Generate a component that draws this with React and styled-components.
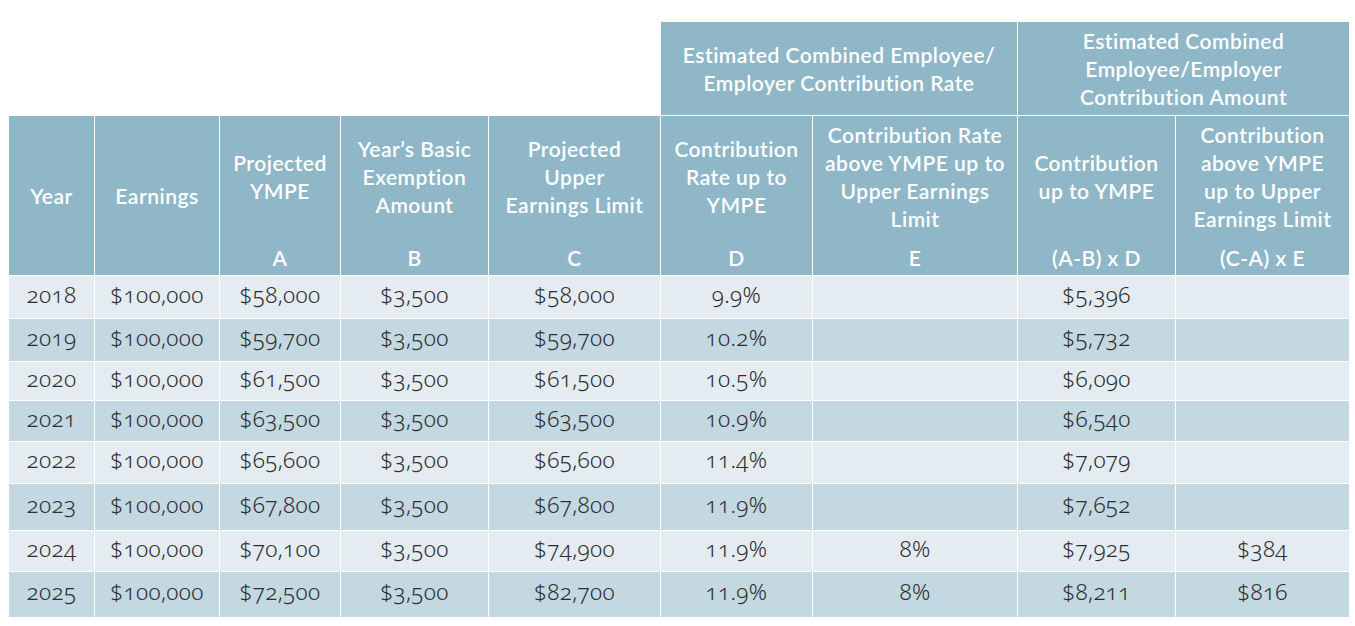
import React from "react";
import styled, { createGlobalStyle } from "styled-components";

const Global = createGlobalStyle`
  html, body { margin: 0; padding: 0; background: #ffffff; }
  body { font-family: "Noto Sans", "Liberation Sans", sans-serif; }
`;

const Page = styled.div`
  padding: 21px 0 0 8px;
  width: 1355px;
  height: 626px;
  box-sizing: border-box;
  overflow: hidden;
`;

const Table = styled.table`
  table-layout: fixed;
  border-collapse: separate;
  border-spacing: 1px;
  width: 1342px;
  background: #ffffff;
`;

const headText = `
  color: #ffffff;
  font-family: "Lato", "Noto Sans", sans-serif;
  font-weight: 600;
  font-size: 21px;
  line-height: 28px;
  text-align: center;
  letter-spacing: 0.5px;
`;

const GroupCell = styled.th`
  ${headText}
  height: 93px;
  padding: 0 4px;
  background: ${(p) => (p.$blank ? "#ffffff" : "#8fb7c8")};
  vertical-align: middle;
`;

const HeadCell = styled.th`
  ${headText}
  height: 159px;
  padding: 0;
  background: #8fb7c8;
  vertical-align: top;
`;

const HeadInner = styled.div`
  height: 159px;
  display: flex;
  flex-direction: column;
  box-sizing: border-box;
`;

const HeadTitle = styled.div`
  flex: 1;
  display: flex;
  align-items: center;
  justify-content: center;
  white-space: nowrap;
  padding-bottom: ${(p) => (p.$withKey ? "6px" : "0")};
`;

const HeadKey = styled.div`
  height: 28px;
  padding-bottom: 3px;
`;

const Row = styled.tr`
  height: ${(p) => p.$h}px;
`;

const Cell = styled.td`
  padding: 0 0 6px;
  background: ${(p) => (p.$alt ? "#c3d8e0" : "#e4ecf2")};
  color: #2e2e2e;
  font-family: "Noto Sans", "Lato", sans-serif;
  font-weight: 300;
  font-variant-numeric: oldstyle-nums;
  font-feature-settings: "onum" 1;
  font-size: 22.5px;
  letter-spacing: 0.35px;
  text-align: center;
  vertical-align: middle;
`;

const cols = [85, 124, 120, 147, 171, 151, 204, 157, 173];

const heads = [
  { t: ["Year"] },
  { t: ["Earnings"] },
  { t: ["Projected", "YMPE"], k: "A" },
  { t: ["Year’s Basic", "Exemption", "Amount"], k: "B" },
  { t: ["Projected", "Upper", "Earnings Limit"], k: "C" },
  { t: ["Contribution", "Rate up to", "YMPE"], k: "D" },
  { t: ["Contribution Rate", "above YMPE up to", "Upper Earnings", "Limit"], k: "E" },
  { t: ["Contribution", "up to YMPE"], k: "(A-B) x D" },
  { t: ["Contribution", "above YMPE", "up to Upper", "Earnings Limit"], k: "(C-A) x E" },
];

const rows = [
  { h: 42, v: ["2018", "$100,000", "$58,000", "$3,500", "$58,000", "9.9%", "", "$5,396", ""] },
  { h: 42, v: ["2019", "$100,000", "$59,700", "$3,500", "$59,700", "10.2%", "", "$5,732", ""] },
  { h: 38, v: ["2020", "$100,000", "$61,500", "$3,500", "$61,500", "10.5%", "", "$6,090", ""] },
  { h: 40, v: ["2021", "$100,000", "$63,500", "$3,500", "$63,500", "10.9%", "", "$6,540", ""] },
  { h: 41, v: ["2022", "$100,000", "$65,600", "$3,500", "$65,600", "11.4%", "", "$7,079", ""] },
  { h: 46, v: ["2023", "$100,000", "$67,800", "$3,500", "$67,800", "11.9%", "", "$7,652", ""] },
  { h: 40, v: ["2024", "$100,000", "$70,100", "$3,500", "$74,900", "11.9%", "8%", "$7,925", "$384"] },
  { h: 45, v: ["2025", "$100,000", "$72,500", "$3,500", "$82,700", "11.9%", "8%", "$8,211", "$816"] },
];

const Lines = ({ lines }) => (
  <div>
    {lines.map((l, i) => (
      <div key={i}>{l}</div>
    ))}
  </div>
);

export default function App() {
  return (
    <Page>
      <Global />
      <Table>
        <colgroup>
          {cols.map((w, i) => (
            <col key={i} style={{ width: w }} />
          ))}
        </colgroup>
        <thead>
          <tr>
            <GroupCell colSpan={5} $blank />
            <GroupCell colSpan={2}>
              <Lines lines={["Estimated Combined Employee/", "Employer Contribution Rate"]} />
            </GroupCell>
            <GroupCell colSpan={2}>
              <Lines lines={["Estimated Combined", "Employee/Employer", "Contribution Amount"]} />
            </GroupCell>
          </tr>
          <tr>
            {heads.map((h, i) => (
              <HeadCell key={i}>
                <HeadInner>
                  <HeadTitle $withKey={!!h.k}>
                    <Lines lines={h.t} />
                  </HeadTitle>
                  {h.k && <HeadKey>{h.k}</HeadKey>}
                </HeadInner>
              </HeadCell>
            ))}
          </tr>
        </thead>
        <tbody>
          {rows.map((r, i) => (
            <Row key={r.v[0]} $h={r.h}>
              {r.v.map((v, j) => (
                <Cell key={j} $alt={i % 2 === 1}>
                  {v}
                </Cell>
              ))}
            </Row>
          ))}
        </tbody>
      </Table>
    </Page>
  );
}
________________________________________
→ **EXERCISE**: Print the whole listing above once more, word for word, without its pictures.

→ **RESULT FOR THIS EXERCISE**:
Generate a component that draws this with React and styled-components.
import React from "react";
import styled, { createGlobalStyle } from "styled-components";

const Global = createGlobalStyle`
  html, body { margin: 0; padding: 0; background: #ffffff; }
  body { font-family: "Noto Sans", "Liberation Sans", sans-serif; }
`;

const Page = styled.div`
  padding: 21px 0 0 8px;
  width: 1355px;
  height: 626px;
  box-sizing: border-box;
  overflow: hidden;
`;

const Table = styled.table`
  table-layout: fixed;
  border-collapse: separate;
  border-spacing: 1px;
  width: 1342px;
  background: #ffffff;
`;

const headText = `
  color: #ffffff;
  font-family: "Lato", "Noto Sans", sans-serif;
  font-weight: 600;
  font-size: 21px;
  line-height: 28px;
  text-align: center;
  letter-spacing: 0.5px;
`;

const GroupCell = styled.th`
  ${headText}
  height: 93px;
  padding: 0 4px;
  background: ${(p) => (p.$blank ? "#ffffff" : "#8fb7c8")};
  vertical-align: middle;
`;

const HeadCell = styled.th`
  ${headText}
  height: 159px;
  padding: 0;
  background: #8fb7c8;
  vertical-align: top;
`;

const HeadInner = styled.div`
  height: 159px;
  display: flex;
  flex-direction: column;
  box-sizing: border-box;
`;

const HeadTitle = styled.div`
  flex: 1;
  display: flex;
  align-items: center;
  justify-content: center;
  white-space: nowrap;
  padding-bottom: ${(p) => (p.$withKey ? "6px" : "0")};
`;

const HeadKey = styled.div`
  height: 28px;
  padding-bottom: 3px;
`;

const Row = styled.tr`
  height: ${(p) => p.$h}px;
`;

const Cell = styled.td`
  padding: 0 0 6px;
  background: ${(p) => (p.$alt ? "#c3d8e0" : "#e4ecf2")};
  color: #2e2e2e;
  font-family: "Noto Sans", "Lato", sans-serif;
  font-weight: 300;
  font-variant-numeric: oldstyle-nums;
  font-feature-settings: "onum" 1;
  font-size: 22.5px;
  letter-spacing: 0.35px;
  text-align: center;
  vertical-align: middle;
`;

const cols = [85, 124, 120, 147, 171, 151, 204, 157, 173];

const heads = [
  { t: ["Year"] },
  { t: ["Earnings"] },
  { t: ["Projected", "YMPE"], k: "A" },
  { t: ["Year’s Basic", "Exemption", "Amount"], k: "B" },
  { t: ["Projected", "Upper", "Earnings Limit"], k: "C" },
  { t: ["Contribution", "Rate up to", "YMPE"], k: "D" },
  { t: ["Contribution Rate", "above YMPE up to", "Upper Earnings", "Limit"], k: "E" },
  { t: ["Contribution", "up to YMPE"], k: "(A-B) x D" },
  { t: ["Contribution", "above YMPE", "up to Upper", "Earnings Limit"], k: "(C-A) x E" },
];

const rows = [
  { h: 42, v: ["2018", "$100,000", "$58,000", "$3,500", "$58,000", "9.9%", "", "$5,396", ""] },
  { h: 42, v: ["2019", "$100,000", "$59,700", "$3,500", "$59,700", "10.2%", "", "$5,732", ""] },
  { h: 38, v: ["2020", "$100,000", "$61,500", "$3,500", "$61,500", "10.5%", "", "$6,090", ""] },
  { h: 40, v: ["2021", "$100,000", "$63,500", "$3,500", "$63,500", "10.9%", "", "$6,540", ""] },
  { h: 41, v: ["2022", "$100,000", "$65,600", "$3,500", "$65,600", "11.4%", "", "$7,079", ""] },
  { h: 46, v: ["2023", "$100,000", "$67,800", "$3,500", "$67,800", "11.9%", "", "$7,652", ""] },
  { h: 40, v: ["2024", "$100,000", "$70,100", "$3,500", "$74,900", "11.9%", "8%", "$7,925", "$384"] },
  { h: 45, v: ["2025", "$100,000", "$72,500", "$3,500", "$82,700", "11.9%", "8%", "$8,211", "$816"] },
];

const Lines = ({ lines }) => (
  <div>
    {lines.map((l, i) => (
      <div key={i}>{l}</div>
    ))}
  </div>
);

export default function App() {
  return (
    <Page>
      <Global />
      <Table>
        <colgroup>
          {cols.map((w, i) => (
            <col key={i} style={{ width: w }} />
          ))}
        </colgroup>
        <thead>
          <tr>
            <GroupCell colSpan={5} $blank />
            <GroupCell colSpan={2}>
              <Lines lines={["Estimated Combined Employee/", "Employer Contribution Rate"]} />
            </GroupCell>
            <GroupCell colSpan={2}>
              <Lines lines={["Estimated Combined", "Employee/Employer", "Contribution Amount"]} />
            </GroupCell>
          </tr>
          <tr>
            {heads.map((h, i) => (
              <HeadCell key={i}>
                <HeadInner>
                  <HeadTitle $withKey={!!h.k}>
                    <Lines lines={h.t} />
                  </HeadTitle>
                  {h.k && <HeadKey>{h.k}</HeadKey>}
                </HeadInner>
              </HeadCell>
            ))}
          </tr>
        </thead>
        <tbody>
          {rows.map((r, i) => (
            <Row key={r.v[0]} $h={r.h}>
              {r.v.map((v, j) => (
                <Cell key={j} $alt={i % 2 === 1}>
                  {v}
                </Cell>
              ))}
            </Row>
          ))}
        </tbody>
      </Table>
    </Page>
  );
}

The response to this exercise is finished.